Job: Please output every line of the material as it stands, without the pictures.

--------

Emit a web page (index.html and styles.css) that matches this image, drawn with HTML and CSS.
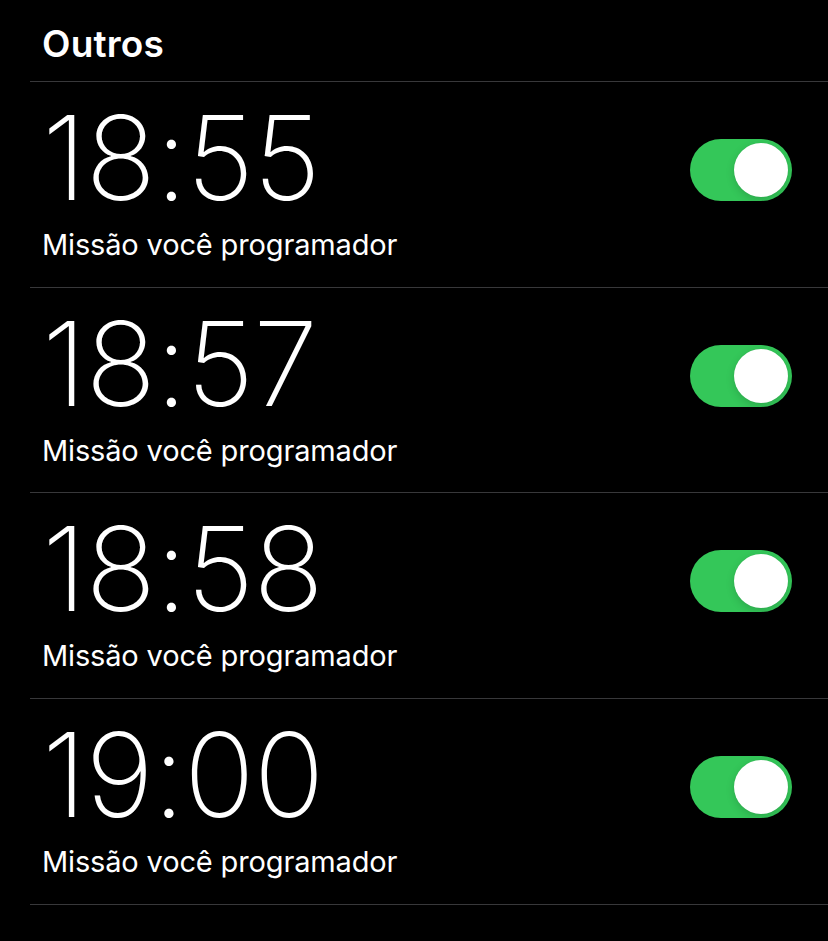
FILE: index.html
```html
<!DOCTYPE html>
<html lang="pt">
<head>
<meta charset="utf-8">
<title>Alarmes</title>
<link rel="stylesheet" href="styles.css">
</head>
<body>
<div class="screen">
  <h2 class="section-title">Outros</h2>
  <ul class="alarm-list">
    <li class="alarm">
      <div class="alarm-text">
        <div class="alarm-time">18:55</div>
        <div class="alarm-label">Missão você programador</div>
      </div>
      <span class="toggle on"><span class="knob"></span></span>
    </li>
    <li class="alarm">
      <div class="alarm-text">
        <div class="alarm-time">18:57</div>
        <div class="alarm-label">Missão você programador</div>
      </div>
      <span class="toggle on"><span class="knob"></span></span>
    </li>
    <li class="alarm">
      <div class="alarm-text">
        <div class="alarm-time">18:58</div>
        <div class="alarm-label">Missão você programador</div>
      </div>
      <span class="toggle on"><span class="knob"></span></span>
    </li>
    <li class="alarm">
      <div class="alarm-text">
        <div class="alarm-time">19:00</div>
        <div class="alarm-label">Missão você programador</div>
      </div>
      <span class="toggle on"><span class="knob"></span></span>
    </li>
  </ul>
</div>
</body>
</html>
```
FILE: styles.css
```css
html, body {
  margin: 0;
  padding: 0;
  background: #000;
}
body {
  width: 828px;
  height: 941px;
  overflow: hidden;
  color: #fff;
  font-family: Inter, "Liberation Sans", sans-serif;
}
.screen {
  padding-top: 26px;
}
.section-title {
  margin: 0;
  padding: 0 0 19px 42px;
  font-size: 37px;
  line-height: 36px;
  font-weight: 600;
  letter-spacing: 0.2px;
}
.alarm-list {
  list-style: none;
  margin: 0 0 0 30px;
  padding: 0;
}
.alarm {
  border-top: 1px solid #38383a;
  height: 204.7px;
  display: flex;
  justify-content: space-between;
  align-items: flex-start;
  padding: 0 36px 0 12px;
}
.alarm:last-child {
  border-bottom: 1px solid #38383a;
}
.alarm-text {
  padding-top: 17px;
}
.alarm-time {
  font-size: 117px;
  line-height: 117px;
  font-weight: 200;
  letter-spacing: -1px;
}
.alarm-label {
  margin-top: 14px;
  font-size: 29px;
  line-height: 29px;
  font-weight: 400;
  letter-spacing: -0.15px;
}
.toggle {
  margin-top: 57px;
  width: 102px;
  height: 62px;
  border-radius: 31px;
  background: #34c759;
  display: flex;
  align-items: center;
  justify-content: flex-end;
  padding: 0 4px;
  box-sizing: border-box;
}
.knob {
  width: 54px;
  height: 54px;
  border-radius: 50%;
  background: #fff;
  box-shadow: 0 3px 8px rgba(0, 0, 0, 0.15), 0 0 1px rgba(0, 0, 0, 0.1);
}
```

--------

Answer for the task:
Emit a web page (index.html and styles.css) that matches this image, drawn with HTML and CSS.
FILE: index.html
```html
<!DOCTYPE html>
<html lang="pt">
<head>
<meta charset="utf-8">
<title>Alarmes</title>
<link rel="stylesheet" href="styles.css">
</head>
<body>
<div class="screen">
  <h2 class="section-title">Outros</h2>
  <ul class="alarm-list">
    <li class="alarm">
      <div class="alarm-text">
        <div class="alarm-time">18:55</div>
        <div class="alarm-label">Missão você programador</div>
      </div>
      <span class="toggle on"><span class="knob"></span></span>
    </li>
    <li class="alarm">
      <div class="alarm-text">
        <div class="alarm-time">18:57</div>
        <div class="alarm-label">Missão você programador</div>
      </div>
      <span class="toggle on"><span class="knob"></span></span>
    </li>
    <li class="alarm">
      <div class="alarm-text">
        <div class="alarm-time">18:58</div>
        <div class="alarm-label">Missão você programador</div>
      </div>
      <span class="toggle on"><span class="knob"></span></span>
    </li>
    <li class="alarm">
      <div class="alarm-text">
        <div class="alarm-time">19:00</div>
        <div class="alarm-label">Missão você programador</div>
      </div>
      <span class="toggle on"><span class="knob"></span></span>
    </li>
  </ul>
</div>
</body>
</html>
```
FILE: styles.css
```css
html, body {
  margin: 0;
  padding: 0;
  background: #000;
}
body {
  width: 828px;
  height: 941px;
  overflow: hidden;
  color: #fff;
  font-family: Inter, "Liberation Sans", sans-serif;
}
.screen {
  padding-top: 26px;
}
.section-title {
  margin: 0;
  padding: 0 0 19px 42px;
  font-size: 37px;
  line-height: 36px;
  font-weight: 600;
  letter-spacing: 0.2px;
}
.alarm-list {
  list-style: none;
  margin: 0 0 0 30px;
  padding: 0;
}
.alarm {
  border-top: 1px solid #38383a;
  height: 204.7px;
  display: flex;
  justify-content: space-between;
  align-items: flex-start;
  padding: 0 36px 0 12px;
}
.alarm:last-child {
  border-bottom: 1px solid #38383a;
}
.alarm-text {
  padding-top: 17px;
}
.alarm-time {
  font-size: 117px;
  line-height: 117px;
  font-weight: 200;
  letter-spacing: -1px;
}
.alarm-label {
  margin-top: 14px;
  font-size: 29px;
  line-height: 29px;
  font-weight: 400;
  letter-spacing: -0.15px;
}
.toggle {
  margin-top: 57px;
  width: 102px;
  height: 62px;
  border-radius: 31px;
  background: #34c759;
  display: flex;
  align-items: center;
  justify-content: flex-end;
  padding: 0 4px;
  box-sizing: border-box;
}
.knob {
  width: 54px;
  height: 54px;
  border-radius: 50%;
  background: #fff;
  box-shadow: 0 3px 8px rgba(0, 0, 0, 0.15), 0 0 1px rgba(0, 0, 0, 0.1);
}
```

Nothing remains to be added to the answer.